Lunch typically featured chipped beef on toast, broiled kidneys on toast, curried eggs on toast. There was creamed chicken, creamed celery, creamed fish. And a host of sweetbreads (which, to the uninitiated, are the pancreas and thymus glands of lamb, beef, and pork): broiled, braised and, of course, creamed. On toast. (Notice a trend?)

It was cheap, frumpy food. A formal state dinner once featured sweet potato casserole with marshmallows.

Worse still, it was badly cooked. Lillian Parks Rogers, a White House maid from Presidents Taft through Kennedy, noted in her memoirs that although Mrs. Nesbitt didn’t actually prepare the food, “she stood over the cooks, making sure that each dish was overcooked or undercooked or ruined one way or another.”

Mrs. Nesbitt simply ignored FDR. He announced early on he disliked broccoli, yet she kept serving it to him. He would ask for coffee and get iced tea. While sick once he requested canned asparagus. Mrs. Nesbitt told him it was unobtainable; his secretary promptly dashed to a nearby store and returned with 10 cans of it.

Things got so bad, the press even picked up the story. “Same Meal Four Days Irks Roosevelt,” a 1937 New York Times headline said.

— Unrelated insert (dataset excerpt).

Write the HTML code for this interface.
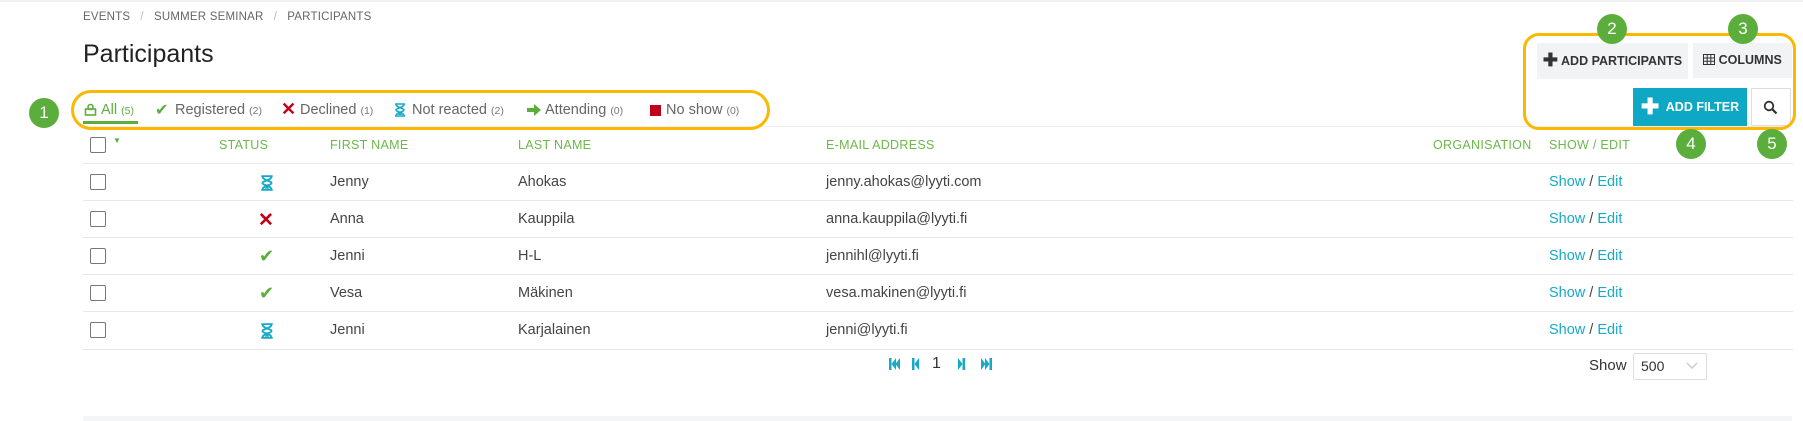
<!DOCTYPE html>
<html><head><meta charset="utf-8"><style>
*{box-sizing:border-box;margin:0;padding:0}
body{width:1803px;height:421px;background:#fff;font-family:"Liberation Sans",sans-serif;position:relative;overflow:hidden;color:#444}
.a{position:absolute;white-space:nowrap}
.bc{top:11px;font-size:11.5px;color:#666;letter-spacing:.2px}
.h1{left:83px;top:40px;font-size:25px;color:#222}
.tab{top:102px;font-size:14.5px;color:#666}
.cnt{font-size:10.5px;color:#777}
.hd{top:138px;font-size:12.5px;color:#6cb84a;letter-spacing:.3px}
.cell{font-size:14.5px;color:#444}
.line{position:absolute;left:83px;width:1710px;height:1px;background:#e8e8e8}
.cb{position:absolute;left:90px;width:16px;height:16px;border:1.5px solid #777;border-radius:2px;background:#fff}
.lk{color:#17a9c5}
.badge{position:absolute;width:30px;height:30px;border-radius:50%;background:#5bae3c;color:#fff;font-size:17px;text-align:center;line-height:30px}
.yb{position:absolute;border:3px solid #fbb800;border-radius:16px}
.btn{position:absolute;background:#f2f3f5;font-size:12.5px;font-weight:bold;color:#333;line-height:35px;text-align:center}
</style></head><body>
<div style="position:absolute;left:0;top:0;width:1803px;height:2px;background:#f1f1f1"></div>
<div class="a bc" style="left:83px">EVENTS &nbsp;&nbsp;<span style="color:#bbb">/</span>&nbsp;&nbsp; SUMMER SEMINAR &nbsp;&nbsp;<span style="color:#bbb">/</span>&nbsp;&nbsp; PARTICIPANTS</div>
<div class="a h1">Participants</div>

<!-- tabs -->
<div class="line" style="top:126px;background:#eee"></div>
<div style="position:absolute;left:83px;top:121px;width:55px;height:3px;background:#5bae3c"></div>
<svg class="a" style="left:84px;top:103px" width="13" height="13" viewBox="0 0 13 13"><rect x="1.5" y="6" width="10" height="6" fill="none" stroke="#5bae3c" stroke-width="1.6"/><circle cx="6.5" cy="4" r="2.5" fill="none" stroke="#5bae3c" stroke-width="1.6"/></svg>
<div class="a tab" style="left:101px;color:#5bae3c">All <span class="cnt" style="color:#5bae3c">(5)</span></div>
<div class="a tab" style="left:155px;top:100px;color:#5bae3c;font-size:16px">✔</div>
<div class="a tab" style="left:175px">Registered <span class="cnt">(2)</span></div>
<div class="a tab" style="left:281px;top:99px;color:#c0001a;font-weight:bold;font-size:18px">✕</div>
<div class="a tab" style="left:300px">Declined <span class="cnt">(1)</span></div>
<svg class="a" style="left:394px;top:103px" width="12" height="14" viewBox="0 0 12 14"><path d="M1 1h10M1 13h10M2 1c0 4 8 4 8 6s-8 2-8 6M10 1c0 4-8 4-8 6s8 2 8 6" fill="none" stroke="#17a9c5" stroke-width="1.6"/><path d="M4 12l2-3 2 3z" fill="#17a9c5"/></svg>
<div class="a tab" style="left:412px">Not reacted <span class="cnt">(2)</span></div>
<svg class="a" style="left:527px;top:104px" width="14" height="12" viewBox="0 0 14 12"><path d="M0 4h7V0l7 6-7 6V8H0z" fill="#5bae3c"/></svg>
<div class="a tab" style="left:545px">Attending <span class="cnt">(0)</span></div>
<div style="position:absolute;left:650px;top:105px;width:11px;height:11px;background:#c0001a"></div>
<div class="a tab" style="left:666px">No show <span class="cnt">(0)</span></div>
<div class="yb" style="left:71px;top:90px;width:699px;height:40px;border-radius:20px"></div>
<div class="badge" style="left:29px;top:98px">1</div>

<!-- right buttons -->
<div class="btn" style="left:1537px;top:43px;width:151px">
<span style="font-size:18px;vertical-align:-1px">✚</span> ADD PARTICIPANTS</div>
<div class="btn" style="left:1693px;top:43px;width:99px"><svg width="12" height="11" viewBox="0 0 12 11" style="vertical-align:-1px"><path d="M.5.5h11v10H.5zM.5 4h11M.5 7.3h11M4.2.5v10M7.8.5v10" fill="none" stroke="#333" stroke-width="1"/></svg> COLUMNS</div>
<div class="btn" style="left:1633px;top:88px;width:114px;height:38px;line-height:38px;background:#0fa8c4;color:#fff"><span style="font-size:22px;vertical-align:-3px">✚</span>&nbsp; ADD FILTER</div>
<div style="position:absolute;left:1751px;top:88px;width:40px;height:38px;border:1px solid #ddd;background:#fff"></div>
<svg class="a" style="left:1763px;top:100px" width="15" height="15" viewBox="0 0 15 15"><circle cx="6" cy="6" r="4.3" fill="none" stroke="#333" stroke-width="1.8"/><path d="M9.2 9.2l4.3 4.3" stroke="#333" stroke-width="2.2"/></svg>
<div class="yb" style="left:1523px;top:33px;width:273px;height:97px"></div>
<div class="badge" style="left:1597px;top:14px">2</div>
<div class="badge" style="left:1728px;top:14px">3</div>
<div class="badge" style="left:1676px;top:129px">4</div>
<div class="badge" style="left:1757px;top:129px">5</div>

<!-- header -->
<div class="cb" style="top:137px"></div>
<div class="a" style="left:113px;top:136px;font-size:8px;color:#5bae3c">▼</div>
<div class="a hd" style="left:219px">STATUS</div>
<div class="a hd" style="left:330px">FIRST NAME</div>
<div class="a hd" style="left:518px">LAST NAME</div>
<div class="a hd" style="left:826px">E-MAIL ADDRESS</div>
<div class="a hd" style="left:1433px">ORGANISATION</div>
<div class="a hd" style="left:1549px">SHOW / EDIT</div>
<div class="line" style="top:163px"></div>

<!-- rows -->
<div class="line" style="top:200px"></div>
<div class="line" style="top:237px"></div>
<div class="line" style="top:274px"></div>
<div class="line" style="top:311px"></div>
<div class="line" style="top:349px"></div>

<div class="cb" style="top:174px"></div>
<svg class="a" style="left:260px;top:175px" width="14" height="16" viewBox="0 0 12 14"><path d="M1 1h10M1 13h10M2 1c0 4 8 4 8 6s-8 2-8 6M10 1c0 4-8 4-8 6s8 2 8 6" fill="none" stroke="#17a9c5" stroke-width="1.6"/><path d="M4 12l2-3 2 3z" fill="#17a9c5"/></svg>
<div class="a cell" style="left:330px;top:174px">Jenny</div>
<div class="a cell" style="left:518px;top:174px">Ahokas</div>
<div class="a cell" style="left:826px;top:174px">jenny.ahokas@lyyti.com</div>
<div class="a cell" style="left:1549px;top:174px"><span class="lk">Show</span> / <span class="lk">Edit</span></div>

<div class="cb" style="top:211px"></div>
<div class="a" style="left:258px;top:209px;color:#c0001a;font-weight:bold;font-size:19px">✕</div>
<div class="a cell" style="left:330px;top:211px">Anna</div>
<div class="a cell" style="left:518px;top:211px">Kauppila</div>
<div class="a cell" style="left:826px;top:211px">anna.kauppila@lyyti.fi</div>
<div class="a cell" style="left:1549px;top:211px"><span class="lk">Show</span> / <span class="lk">Edit</span></div>

<div class="cb" style="top:248px"></div>
<div class="a" style="left:259px;top:246px;color:#5bae3c;font-size:18px">✔</div>
<div class="a cell" style="left:330px;top:248px">Jenni</div>
<div class="a cell" style="left:518px;top:248px">H-L</div>
<div class="a cell" style="left:826px;top:248px">jennihl@lyyti.fi</div>
<div class="a cell" style="left:1549px;top:248px"><span class="lk">Show</span> / <span class="lk">Edit</span></div>

<div class="cb" style="top:285px"></div>
<div class="a" style="left:259px;top:283px;color:#5bae3c;font-size:18px">✔</div>
<div class="a cell" style="left:330px;top:285px">Vesa</div>
<div class="a cell" style="left:518px;top:285px">Mäkinen</div>
<div class="a cell" style="left:826px;top:285px">vesa.makinen@lyyti.fi</div>
<div class="a cell" style="left:1549px;top:285px"><span class="lk">Show</span> / <span class="lk">Edit</span></div>

<div class="cb" style="top:322px"></div>
<svg class="a" style="left:260px;top:323px" width="14" height="16" viewBox="0 0 12 14"><path d="M1 1h10M1 13h10M2 1c0 4 8 4 8 6s-8 2-8 6M10 1c0 4-8 4-8 6s8 2 8 6" fill="none" stroke="#17a9c5" stroke-width="1.6"/><path d="M4 12l2-3 2 3z" fill="#17a9c5"/></svg>
<div class="a cell" style="left:330px;top:322px">Jenni</div>
<div class="a cell" style="left:518px;top:322px">Karjalainen</div>
<div class="a cell" style="left:826px;top:322px">jenni@lyyti.fi</div>
<div class="a cell" style="left:1549px;top:322px"><span class="lk">Show</span> / <span class="lk">Edit</span></div>

<!-- pagination -->
<svg class="a" style="left:889px;top:357px" width="104" height="14" viewBox="0 0 104 14"><g fill="#17a9c5"><rect x="0" y="1" width="2.5" height="12"/><path d="M2.5 7L7 1v12zM6.5 7L11 1v12z"/><rect x="23" y="1" width="2.5" height="12"/><path d="M25.5 7L30 1v12z"/><path d="M69 1l4.5 6-4.5 6z"/><rect x="73.5" y="1" width="2.5" height="12"/><path d="M92 1l4.5 6-4.5 6zM96 1l4.5 6-4.5 6z"/><rect x="100.5" y="1" width="2.5" height="12"/></g></svg>
<div class="a" style="left:932px;top:355px;font-size:16px;color:#333">1</div>
<div class="a" style="left:1589px;top:357px;font-size:15px;color:#333">Show</div>
<div style="position:absolute;left:1633px;top:353px;width:74px;height:27px;border:1px solid #ddd;border-radius:2px;background:#fff"></div>
<div class="a" style="left:1641px;top:358px;font-size:14px;color:#333">500</div>
<svg class="a" style="left:1686px;top:362px" width="12" height="8" viewBox="0 0 12 8"><path d="M1 1l5 5 5-5" fill="none" stroke="#ccc" stroke-width="1.5"/></svg>
<div style="position:absolute;left:83px;top:416px;width:1709px;height:5px;background:#f4f5f7"></div>
</body></html>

Roosevelt told friends in 1944 he wanted to win a fourth term, “just so I can fire Mrs. Nesbitt.” When he was elected, he wanted chicken ala king for this inaugural luncheon. He got chicken salad instead.

Why did he put up with it? Because a deal is a deal. He had given Eleanor authority over the domestic staff in 1933 and to keep peace in the family—if not in his tortured stomach—he honored the arrangement. Mrs. Nesbitt was, in biographer Blanche Wiesen Cook’s words, “Eleanor’s revenge” on the husband whose infidelity had broken her heart. If the goal was to make his life miserable at mealtime it was mission accomplished.

Until April 12, 1945, when FDR had no need of meals anymore. Harry Truman became president upon Roosevelt’s sudden death and moved into the White House.

The Trumans were a meat and potatoes family. They liked their food simple, yet skillfully cooked. But they didn’t get it from Mrs. Nesbitt, who went on with business as usual.

A red flag shot up when, after one meal, Bess Truman said the family wanted all biscuits freshly made, not “store-bought.” The biscuits were fresh, Mrs. Nesbitt insisted, angering the new First Lady. Her grandfather had produced Queen of the Pantry Flour in Missouri, Bess said; she knew “store-bought” when she tasted it.

Bess later told Mrs. Nesbitt the president didn’t like brussels sprouts and asked her not to serve them again. They were on the menu the very next day. When Bess asked about it, Mrs. Nesbitt said the kitchen had plenty of brussels sprouts remaining and the practice was to keep serving food items until they were gone. She made things worse by adding, “That’s how Mrs. Roosevelt did things.” Bess was fuming.

The final straw quickly followed. Bess was assigned to bring a stick of butter to a woman’s club meeting and asked for one. Impossible, the First Lady was told. Wartime rationing was still in place and Mrs. Nesbitt refused to provide it.

Poor Harry Truman. As he pondered using the atomic bomb, how to handle Josef Stalin and the Soviets, plus a hundred other pressing headaches, he had to drop everything to deal with a stick of butter. Truman didn’t have time for trivialities; Mrs. Nesbitt was fired.

No one on the staff was sorry to see her go. Like all tyrants, Mrs. Nesbitt was consigned to the ash heap of culinary history. She was sent packing back to New York (where she wrote a cookbook!) before dying in 1963.

Her legacy lives on at FDR’s Presidential Library in a little eatery called “Mrs. Nesbitt’s Café.”

If you visit Hyde Park, be sure to bring a sack lunch with you.